I differ from the other answer, which seems to be advocating subjecting both the real implementation and the (hand-made?) mock to a set of contract tests - which specify the behavior of the role/interface. I've never seen tests that exercise mocks - could be done though.

Normally you don't handcraft mocks - rather you use a mocking framework. So w.r.t. your example, my client tests would have inline statements as

new Mock<IDependency>().Setup(d => d.Method(params)
                       .Returns(expectedValue)

Your question is when the contract changes, how do I guarantee that the inline expectations in the client tests are also updated (or even flagged) with changes to the dependency?

The compiler won't help here. Nor would the tests. What you have is a lack of shared agreement between the client and the dependency.

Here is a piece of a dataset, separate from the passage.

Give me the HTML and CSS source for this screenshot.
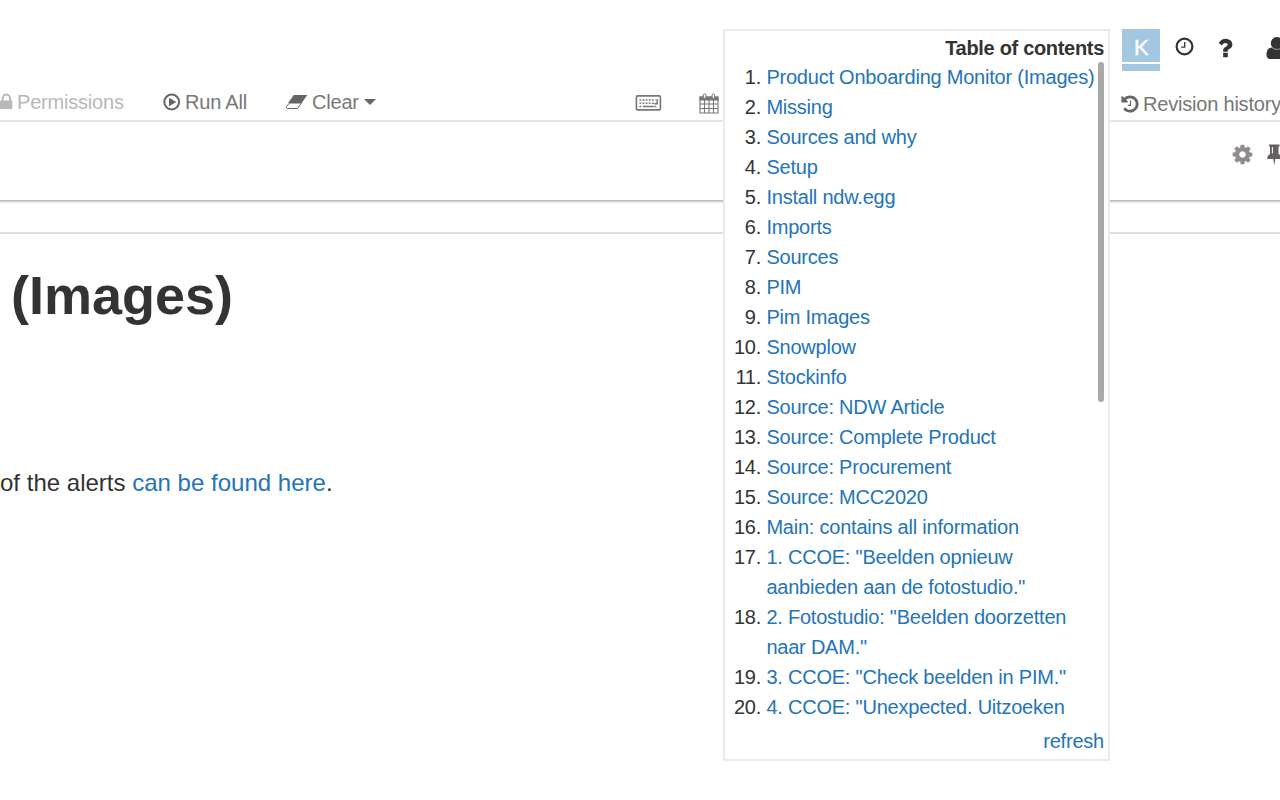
FILE: index.html
```html
<!DOCTYPE html>
<html lang="en">
<head>
<meta charset="utf-8">
<title>Product Onboarding Monitor (Images)</title>
<link rel="stylesheet" href="styles.css">
</head>
<body>
<header class="topbar">
  <div class="avatar"><span class="avatar-letter">K</span><span class="avatar-bar"></span></div>
  <svg class="icon-clock" viewBox="0 0 21 21"><circle cx="10.5" cy="10.5" r="7.900" fill="none" stroke="currentColor" stroke-width="2.200"/><path d="M10.700 6v5.200H7.200" fill="none" stroke="currentColor" stroke-width="1.300"/></svg>
  <svg class="icon-question" viewBox="0 0 1792 1792"><path fill="currentColor" d="M1088 1256v240q0 16-12 28t-28 12h-240q-16 0-28-12t-12-28v-240q0-16 12-28t28-12h240q16 0 28 12t12 28zm316-600q0 54-15.500 101t-35 76.500-55 59.500-57.500 43.500-61 35.500q-41 23-68.500 65t-27.500 67q0 17-12 32.500t-28 15.500h-240q-15 0-25.500-18.500t-10.500-37.500v-45q0-83 65-156.500t143-108.500q59-27 84-56t25-76q0-42-46.500-74t-107.500-32q-65 0-108 29-35 25-107 115-13 16-31 16-12 0-25-8l-164-125q-13-10-15.500-25t5.500-28q160-266 464-266 80 0 161 31t146 83 106 127.500 41 158.500z"/></svg>
  <svg class="icon-user" viewBox="0 0 22 24"><path fill="currentColor" d="M11 1a6 6.200 0 0 1 4.300 10.600c3.800-.2 5.700 3.400 5.700 7.400 0 2.200-1.400 4-3.400 4H3.900C1.900 23 .5 21.200.5 19c0-4 1.500-7.900 6.200-7.400A6 6.200 0 0 1 11 1z"/><path d="M5.600 11.300q5.400 4.300 10.800 0" fill="none" stroke="#fff" stroke-width=".5"/></svg>
</header>
<nav class="toolbar">
  <span class="tool tool-permissions"><svg class="icon-lock" viewBox="0 0 13 17"><path d="M2.600 8V5.200a3.700 3.700 0 0 1 7.400 0V8" fill="none" stroke="currentColor" stroke-width="2"/><rect x="0" y="7.500" width="12.300" height="8.500" rx="1" fill="currentColor"/></svg>Permissions</span>
  <span class="tool tool-run"><svg class="icon-run" viewBox="0 0 18 18"><circle cx="8.700" cy="9" r="7.400" fill="none" stroke="currentColor" stroke-width="2"/><path d="M6 4.800l7.300 4.200L6 13.200z" fill="currentColor"/></svg>Run All</span>
  <span class="tool tool-clear"><svg class="icon-eraser" viewBox="0 0 22 16"><path d="M7.500 1H21l-5.600 8H1.800z" fill="currentColor" transform="translate(.3 0)"/><path d="M3.500 9h12l-4 5.500H1.200q-1.300-.4-.6-2z" fill="none" stroke="currentColor" stroke-width="1"/></svg>Clear<span class="caret"></span></span>
  <svg class="icon-keyboard" viewBox="0 0 26 16"><rect x=".9" y=".9" width="24" height="14" rx="1" fill="none" stroke="currentColor" stroke-width="1.600"/><path d="M4 5h16M4 8.200h15M4 11.500h2M19 11.500h2" stroke="currentColor" stroke-width="1.600" stroke-dasharray="1.800 1.300"/><path d="M7.500 11.500h11M21.700 4v4.700h-3" fill="none" stroke="currentColor" stroke-width="1.500"/></svg>
  <svg class="icon-calendar" viewBox="0 0 20 21"><path d="M1 4h18v16H1zM1 11h18M1 15.500h18M5.500 7v13M10 7v13M14.500 7v13" fill="none" stroke="currentColor" stroke-width="1.100"/><path d="M.5 3.500h19v4H.5z" fill="currentColor"/><path d="M4.300 1.600q1.300-1.500 2.600 0v3.700H4.300zM13.100 1.600q1.300-1.500 2.600 0v3.700h-2.600z" fill="#fff" stroke="currentColor" stroke-width="1"/></svg>
  <span class="tool tool-history"><svg class="icon-history" viewBox="0 0 1792 1792"><path fill="currentColor" d="M1664 896q0 156-61 298t-164 245-245 164-298 61q-172 0-327-72.500t-264-204.500q-7-10-6.500-22.500t8.500-20.500l137-138q10-9 25-9 16 2 23 12 73 95 179 147t225 52q104 0 198.500-40.500t163.500-109.500 109.500-163.500 40.500-198.500-40.500-198.500-109.500-163.500-163.500-109.500-198.500-40.500q-98 0-188 35.500t-160 101.500l137 138q31 30 14 69-17 40-59 40h-448q-26 0-45-19t-19-45v-448q0-42 40-59 39-17 69 14l130 129q107-101 244.500-156.500t284.500-55.500q156 0 298 61t245 164 164 245 61 298z"/><path d="M940 590v430H700" fill="none" stroke="currentColor" stroke-width="100"/></svg>Revision history</span>
</nav>
<div class="subbar">
  <svg class="icon-cog" viewBox="0 0 1792 1792"><path fill="currentColor" d="M1152 896q0-106-75-181t-181-75-181 75-75 181 75 181 181 75 181-75 75-181zm512-109v222q0 12-8 23t-20 13l-185 28q-19 54-39 91 35 50 107 138 10 12 10 25t-9 23q-27 37-99 108t-94 71q-12 0-26-9l-138-108q-44 23-91 38-16 136-29 186-7 28-36 28h-222q-14 0-24.500-8.500t-11.500-21.500l-28-184q-49-16-90-37l-141 107q-10 9-25 9-14 0-25-11-126-114-165-168-7-10-7-23 0-12 8-23 15-21 51-66.500t54-70.500q-27-50-41-99l-183-27q-13-2-21-12.500t-8-23.500v-222q0-12 8-23t19-13l186-28q14-46 39-92-40-57-107-138-10-12-10-24 0-10 9-23 26-36 98.500-107.500t94.500-71.500q13 0 26 10l138 107q44-23 91-38 16-136 29-186 7-28 36-28h222q14 0 24.500 8.500t11.500 21.500l28 184q49 16 90 37l142-107q9-9 24-9 13 0 25 10 129 119 165 170 7 8 7 22 0 12-8 23-15 21-51 66.500t-54 70.500q26 50 41 98l183 28q13 2 21 12.500t8 23.500z"/></svg>
  <svg class="icon-pin" viewBox="0 0 14 22"><path fill="currentColor" d="M2 .5h10.500v2H11.500v7.500q3 1.500 3 5H8.300L7.300 21.500 6.300 15H.2q0-3.500 2.800-5V2.500H2z"/><path d="M5.400 3v6.500" stroke="#fff" stroke-width="1"/></svg>
</div>
<main class="notebook">
  <h1 class="title">(Images)</h1>
  <p class="text">of the alerts <a class="link">can be found here</a>.</p>
</main>
<aside class="toc">
  <div class="toc-title">Table of contents</div>
  <div class="toc-body">
    <ol class="toc-list">
      <li><a class="link">Product Onboarding Monitor (Images)</a></li>
      <li><a class="link">Missing</a></li>
      <li><a class="link">Sources and why</a></li>
      <li><a class="link">Setup</a></li>
      <li><a class="link">Install ndw.egg</a></li>
      <li><a class="link">Imports</a></li>
      <li><a class="link">Sources</a></li>
      <li><a class="link">PIM</a></li>
      <li><a class="link">Pim Images</a></li>
      <li><a class="link">Snowplow</a></li>
      <li><a class="link">Stockinfo</a></li>
      <li><a class="link">Source: NDW Article</a></li>
      <li><a class="link">Source: Complete Product</a></li>
      <li><a class="link">Source: Procurement</a></li>
      <li><a class="link">Source: MCC2020</a></li>
      <li><a class="link">Main: contains all information</a></li>
      <li><a class="link">1. CCOE: "Beelden opnieuw<br>aanbieden aan de fotostudio."</a></li>
      <li><a class="link">2. Fotostudio: "Beelden doorzetten<br>naar DAM."</a></li>
      <li><a class="link">3. CCOE: "Check beelden in PIM."</a></li>
      <li><a class="link">4. CCOE: "Unexpected. Uitzoeken</a></li>
    </ol>
    <div class="scroll-thumb"></div>
  </div>
  <div class="toc-footer"><a class="link">refresh</a></div>
</aside>
</body>
</html>
```
FILE: styles.css
```css
* { box-sizing: border-box; }
body {
  margin: 0;
  width: 1280px;
  height: 800px;
  overflow: hidden;
  position: relative;
  background: #fff;
  color: #333;
  font: 20px/30px "Liberation Sans", Arial, sans-serif;
}
svg { display: block; flex: none; }
.link { color: #2474b9; }

.topbar {
  display: flex;
  align-items: flex-start;
  height: 84px;
  padding: 29px 0 0 1122px;
}
.avatar {
  display: flex;
  flex: none;
  flex-direction: column;
  gap: 2px;
  width: 38px;
  color: #fff;
  font: 22px/35px Lato, sans-serif;
  -webkit-text-stroke: 0.4px #fff;
  text-align: center;
}
.avatar-letter { height: 33px; background: #a3c7e0; }
.avatar-bar { height: 7px; background: #a3c7e0; }
.icon-clock { width: 21px; height: 21px; margin: 7px 0 0 14px; }
.icon-question { width: 26px; height: 26px; margin: 6px 0 0 17px; }
.icon-user { width: 22px; height: 24px; margin: 7px 0 0 28px; }

.toolbar {
  display: flex;
  align-items: flex-start;
  height: 38px;
  border-bottom: 2px solid #e7e7e7;
  color: #777;
  letter-spacing: -0.2px;
  white-space: nowrap;
}
.tool { display: flex; flex: none; align-items: flex-start; margin-top: 3px; }
.tool-permissions { width: 162px; color: #b8b8b8; }
.tool-run { width: 124px; }
.tool-clear { width: 349px; }
.tool-history { margin: 5px 0 0 401px; letter-spacing: -0.2px; }
.icon-lock { width: 13px; height: 17px; margin: 6px 4px 0 0; }
.icon-run { width: 18px; height: 18px; margin: 6px 4px 0 1px; color: #666; }
.icon-eraser { width: 22px; height: 16px; margin: 7px 4px 0 0; color: #666; }
.caret {
  margin: 12px 0 0 5px;
  border: 6px solid transparent;
  border-top: 6px solid #666;
  border-bottom: 0;
}
.icon-keyboard { width: 27px; height: 16px; margin-top: 11px; }
.icon-calendar { width: 20px; height: 21px; margin: 9px 0 0 37px; }
.icon-history { width: 20px; height: 20px; margin: 5px 3px 0 0; color: #666; }

.subbar {
  display: flex;
  align-items: flex-start;
  height: 79px;
  padding: 21px 0 0 1230px;
  border-bottom: 1px solid #bcbcbc;
  box-shadow: 0 1px 2px rgba(0, 0, 0, .25);
}
.icon-cog { width: 23px; height: 23px; margin: 0 0 0 1px; color: #918b8b; }
.icon-pin { width: 14px; height: 22px; margin: 1px 0 0 13px; color: #665f5f; }

.notebook { margin-top: 31px; border-top: 2px solid #dedede; }
.title {
  margin: 30px 0 0 11px;
  font-size: 54px;
  line-height: 62px;
}
.text { margin: 141px 0 0; font-size: 24px; line-height: 32px; letter-spacing: 0.01px; }

.toc {
  position: absolute;
  left: 723px;
  top: 29px;
  width: 387px;
  height: 732px;
  border: 2px solid #ebebeb;
  background: #fff;
  letter-spacing: -0.22px;
}
.toc-title {
  height: 31px;
  padding: 2px 4px 0 0;
  font-weight: bold;
  letter-spacing: -0.31px;
  text-align: right;
}
.toc-body { display: flex; justify-content: space-between; height: 660px; }
.toc-list { width: 370px; margin: 0; padding-left: 41.4px; white-space: nowrap; }
.scroll-thumb {
  width: 6px;
  height: 340px;
  margin-right: 4px;
  border-radius: 3px;
  background: #a9a9a9;
}
.toc-footer { padding: 4px 4px 0 0; text-align: right; }
```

You'd have to manually find-and-replace (or use IDE tooling to locate all references to the interface method) and fix.

The way out is to NOT define a lot of fine-grained IDependency interfaces recklessly. Most problems can be solved with a minimal number of chunky roles (realized as interfaces) with clearly defined non-volatile behavior. You can attempt to minimize role-level changes. Initially this was a sticking point with me too - however discussions with interaction-test experts and practical experience have managed to win me over. If this does happen all too often, a quick retrospective as to the cause of fickle interfaces should yield better results.